文学散歩に行ってきました!

●令和4年度 野々市市読書会連絡協議会 文学散歩レポート

令和2年と令和3年度の文学散歩はコロナで中止していましたが、今年度は感染防止対策の規制も緩和されたことから実施することにし、メンバー13名の参加で5月11日行われました。行き先は令和2年度に企画されていた、能登音楽堂と七尾美術館を見学するプランをそのまま、シェイクスピア劇と七尾出身の画聖、長谷川等伯のそれぞれの文化施設をめぐる文学散歩としました。野露読書会では事前に、「ハムレット」と安部龍太郎の「等伯」を読んでいて、読書会としての参加申し込みであることをそれぞれ見学担当者と学芸員の方にお伝えしました。能登音楽堂の案内係の方は、無名塾の塾生の方らしく稽古場での仲代達矢の様子やマクベスの時の馬の厩舎のことなど、普段聞くことができないエピソードをふんだんに交えて紹介してくれました。圧巻はやはり高さ7メートルある舞台背面の開閉式壁面で、開けると生の林の中の空き地が登場する舞台でした。そこは劇場の外になるわけで、舞台装置も人工ではなく天然になります。だから木などは根っこから抜いて移動させることもあったということでした。見学当日は天然の藤が木の上の方まで伸びて、林の左手上部は満開の藤の花を見ることができ、当館ならではの見物にもなりました。この劇場は演劇専門に仲代達矢の監修のもとに作られ、音については俳優の声が生で十分聞こえる配慮が、客数や座席配置や壁の形などに施されているとのことでした。とにかく熱っぽい解説を聞いて、ここ七尾を拠点に本物の芝居を提供する無名塾の意気込みを感じました。
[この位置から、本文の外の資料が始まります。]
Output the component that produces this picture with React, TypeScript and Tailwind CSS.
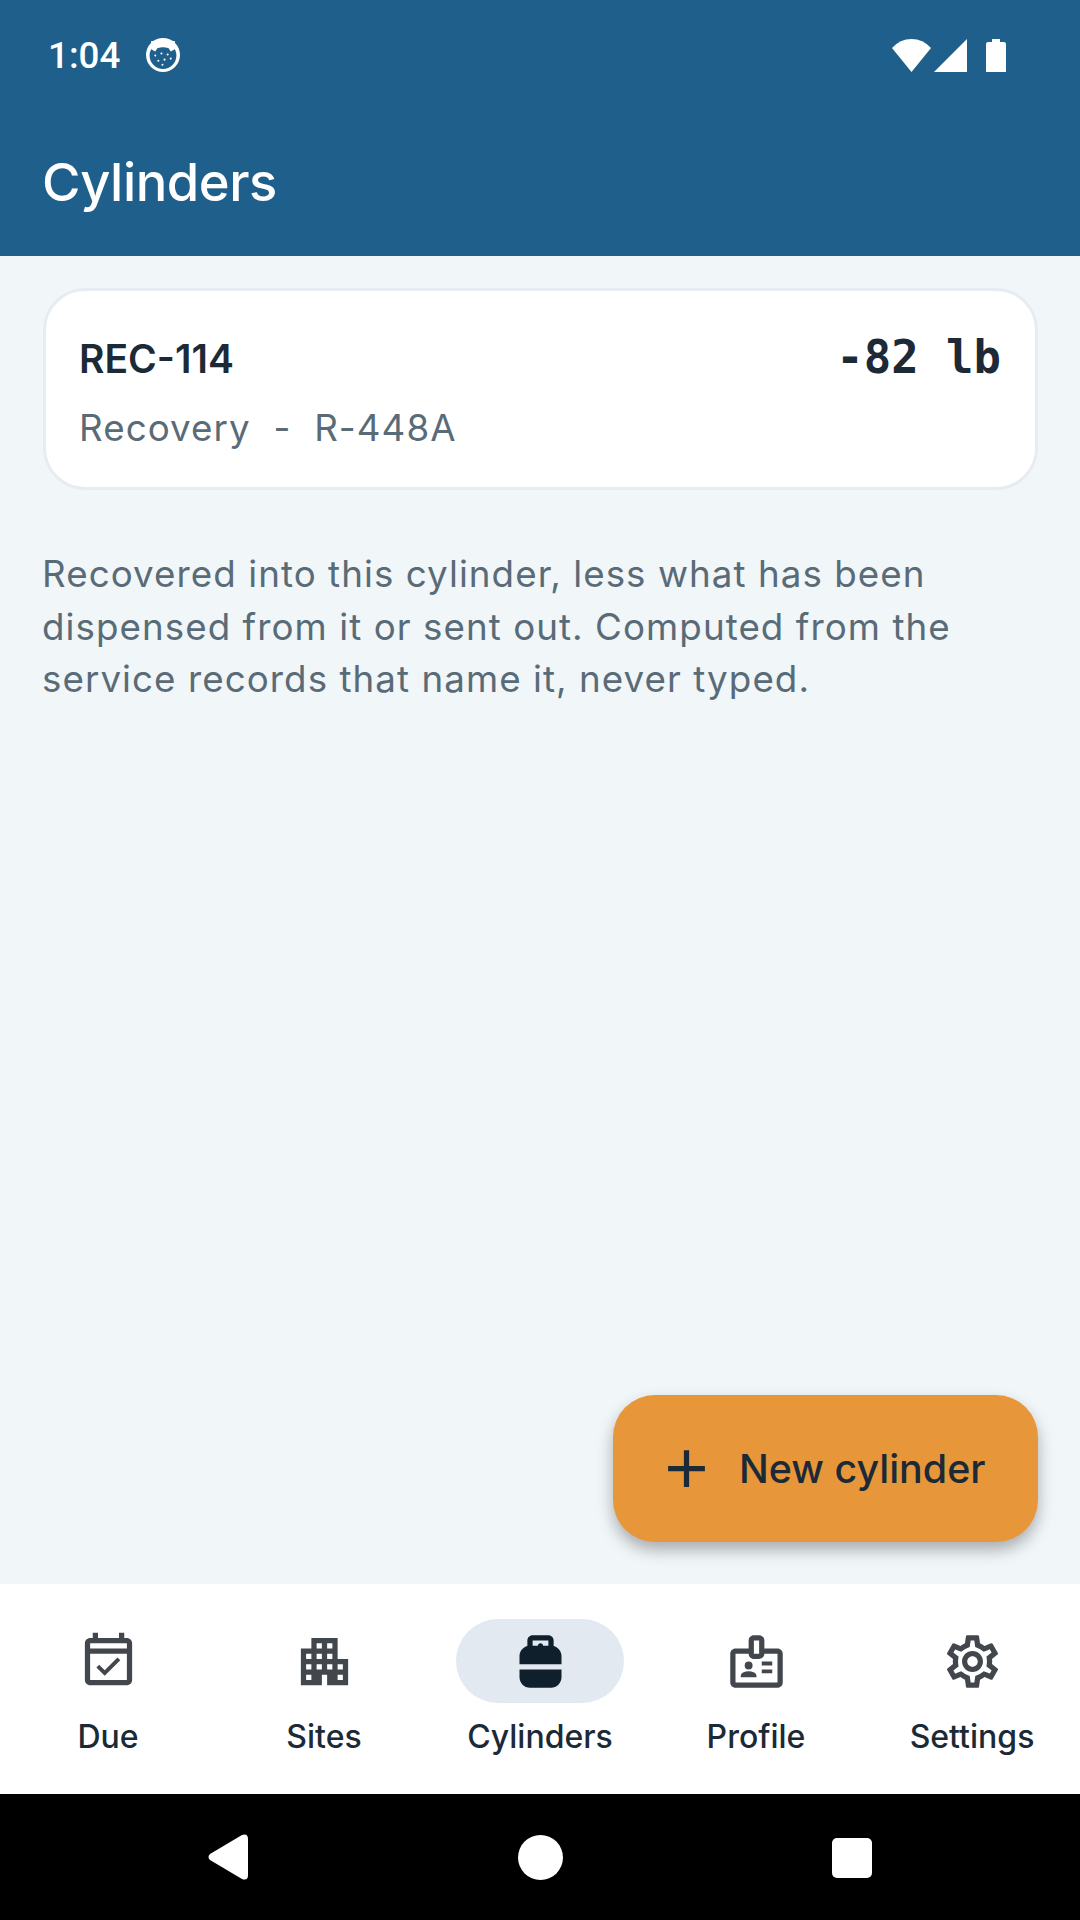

また、こちらから仲代達矢と七尾との関係について質問をすると、七尾にあるFRP製造の会社が舞台創作物の製造を請け負っていた経緯から、七尾のロケーションを紹介し仲代達矢が一目で気に入ったと答えられました。しかし劇場の完成には多額の建設費もかかり、地元の人たちの熱心な勧誘活動もあって実現したことには間違いないと思われました。昼食は、七尾市の老舗料亭「青海楼」のランチをいただいて、ゆったりと歓談の時間を過ごしました。午後の部は、毎年春の時期にシリーズで行われている、長谷川等伯展を鑑賞しました。最初に学芸員の方の説明がアートホールで約20分ほどあり、こちらも等伯研究者としての熱い解説を聞くことができました。等伯展は毎年企画展示の趣向を変えこれまで27年続いているそうです。当初の展示では安部龍太郎の時代小説「等伯」が直木賞を受賞したこともあって、等伯の人気は一躍全国的に上がることになり、等伯のある美術館として七尾美術館も知られるようになったそうです。今回は北國新聞での最近の研究成果の紹介もあり、有名な「松林図屏風」の水墨画風の絵とは対照的な彩色された図屏絵が多数展示されていました。解説の終わりには、狩野派と長谷川派の確執に触れ、小説にあったような狩野派の妨害は実際にあったのかという読書会にふさわしい質問もあり、七尾美術館との交流もできたと思います。今回の文学散歩は、七尾の二つの文化施設を訪ねるものでしたが、現地のスタッフの方との交流を持つ良い機会になりました。